Во-вторых, о содержании. Я могу себе представить, как в хаосе находящейся в самом разгаре гражданской войны кто-то действительно мог подмешать в соль толчёное стекло. Чтобы заработать и сохранить жизнь близких. Война вообще калечит психику людей. Лично я могу представить себе ветерана первой мировой, которому, возможно, приходилось убивать, причём убивать в ближнем бою, видеть смерть боевых товарищей, разваленных на куски снарядом, выпустивших кишки на проволочных заграждениях или проткнутых штыком, разрубленных сапёрной лопаткой… Для таких людей жизнь обесценивается. Так что сюжетный посыл вовсе не является чушью. Если говорить о мистическом налёте, то возьмите того же «Ворона» того же Эдгара Алана По… Можно найти десятки произведений с аналогичным настроением — в прозе, в поэзии, в живописи…
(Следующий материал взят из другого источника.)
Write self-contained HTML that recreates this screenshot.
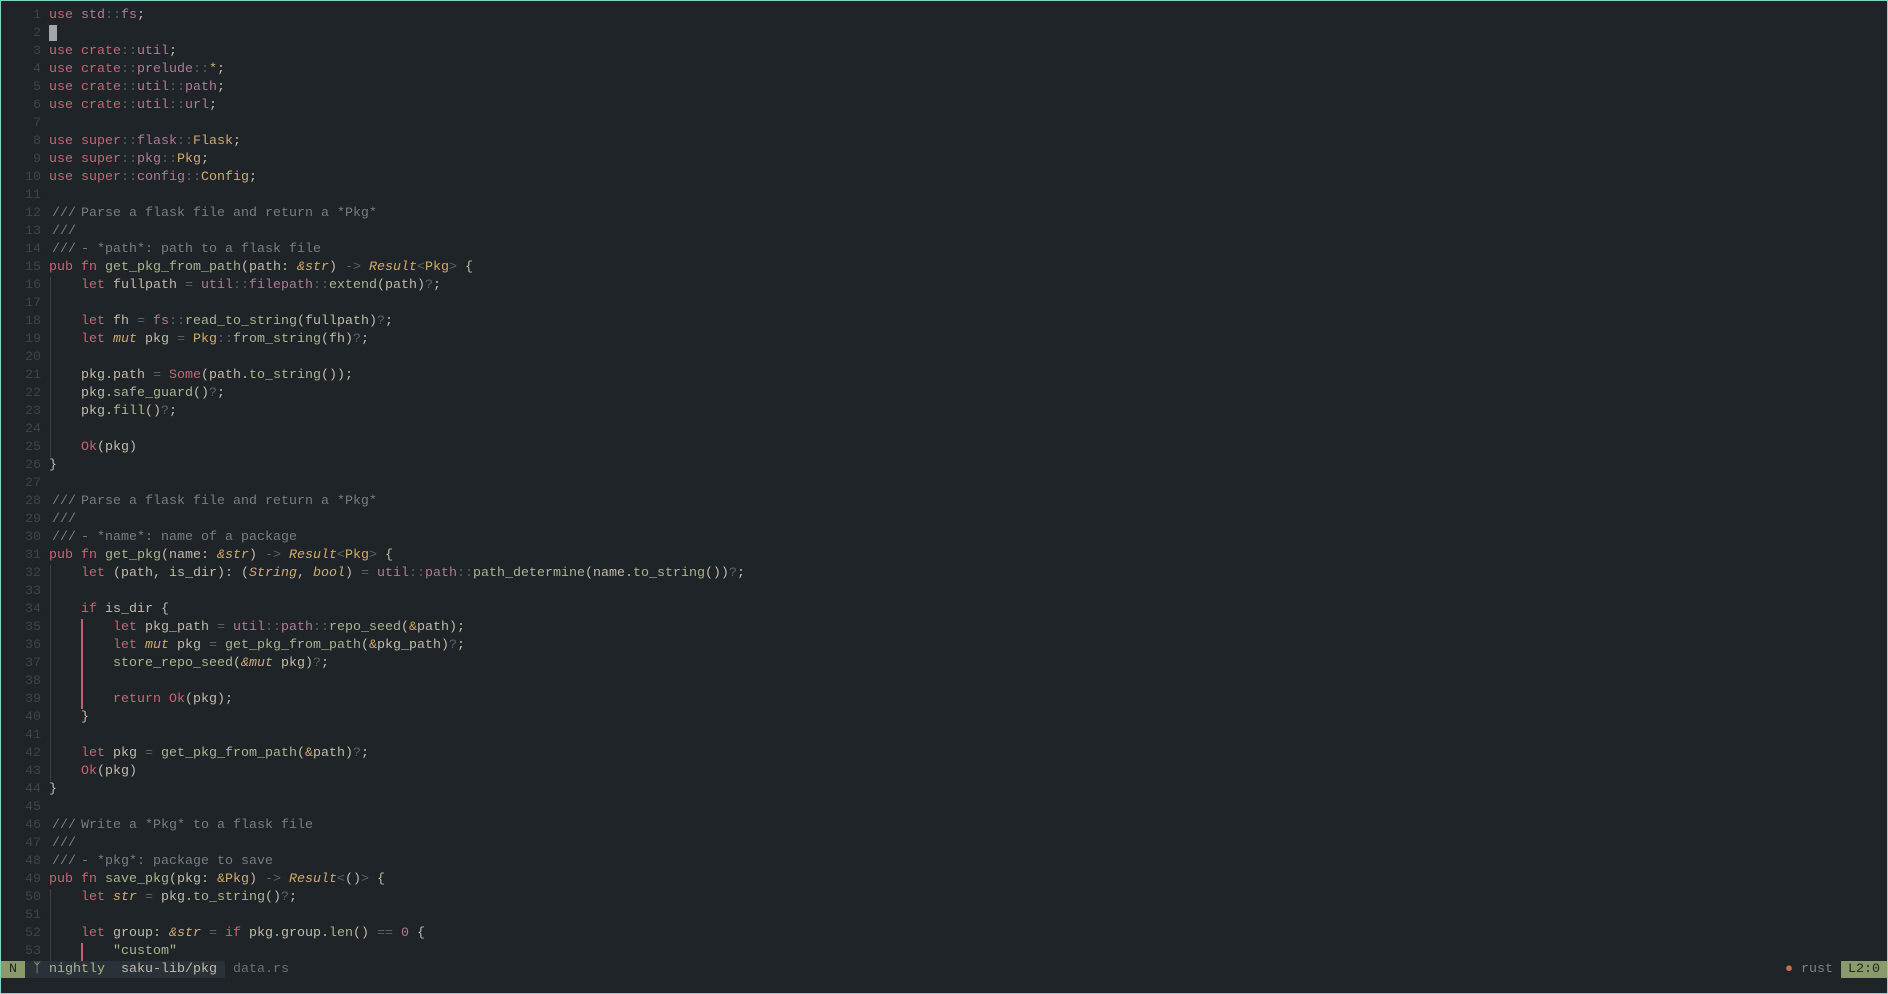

В-третьих, к вопросу о дилетантизме Иванова, Гуилёва и прочих. Не очень понял, что именно Вы вкладываете в понятие «дилетант» в этом контексте. И кого Вы можете привести в пример как «профессионала» из поэтов того времени? Бальмонта? Блока? Брюсова? Ахматову? Мне кажется, что само словосочетание «профессиональный поэт» — некий оксюморон. В материалах к стихотворению упоминался Корней Чуковский. Он тоже дилетант? С такой его оценкой я никак не готов согласиться. Чуковский — замечательный литературовед и переводчик, открывший нам Уолта Уитмена, он интересный мемуарист и литературный критик. О его творчестве как детского писателя я даже не заикаюсь — наше с сестрой детство прошло под его стихи, которые мы до сих пор помним наизусть.
Четвёртое. Я не литературный критик и могу лишь оценивать влияние творчества того или иного автора лично на меня. Я отвечаю исключительно за своё восприятие конкретного произведения и считаю себя вправе им поделиться, коль скоро моё мнение кому-то интересно. Конечно, я уникален как явление природы, но ни разу не уникален ни в одном из своих частных проявлений. Это значит, что если что-то нравится мне, значит, я могу с полной уверенностью утверждать, что это понравится кому-то ещё. Значит, если я публикую такое произведение, с которым эти люди ещё незнакомы, то они получат удовольствие. Разве это плохо?
Но за мнение спасибо. Это важно. Лично для меня важно.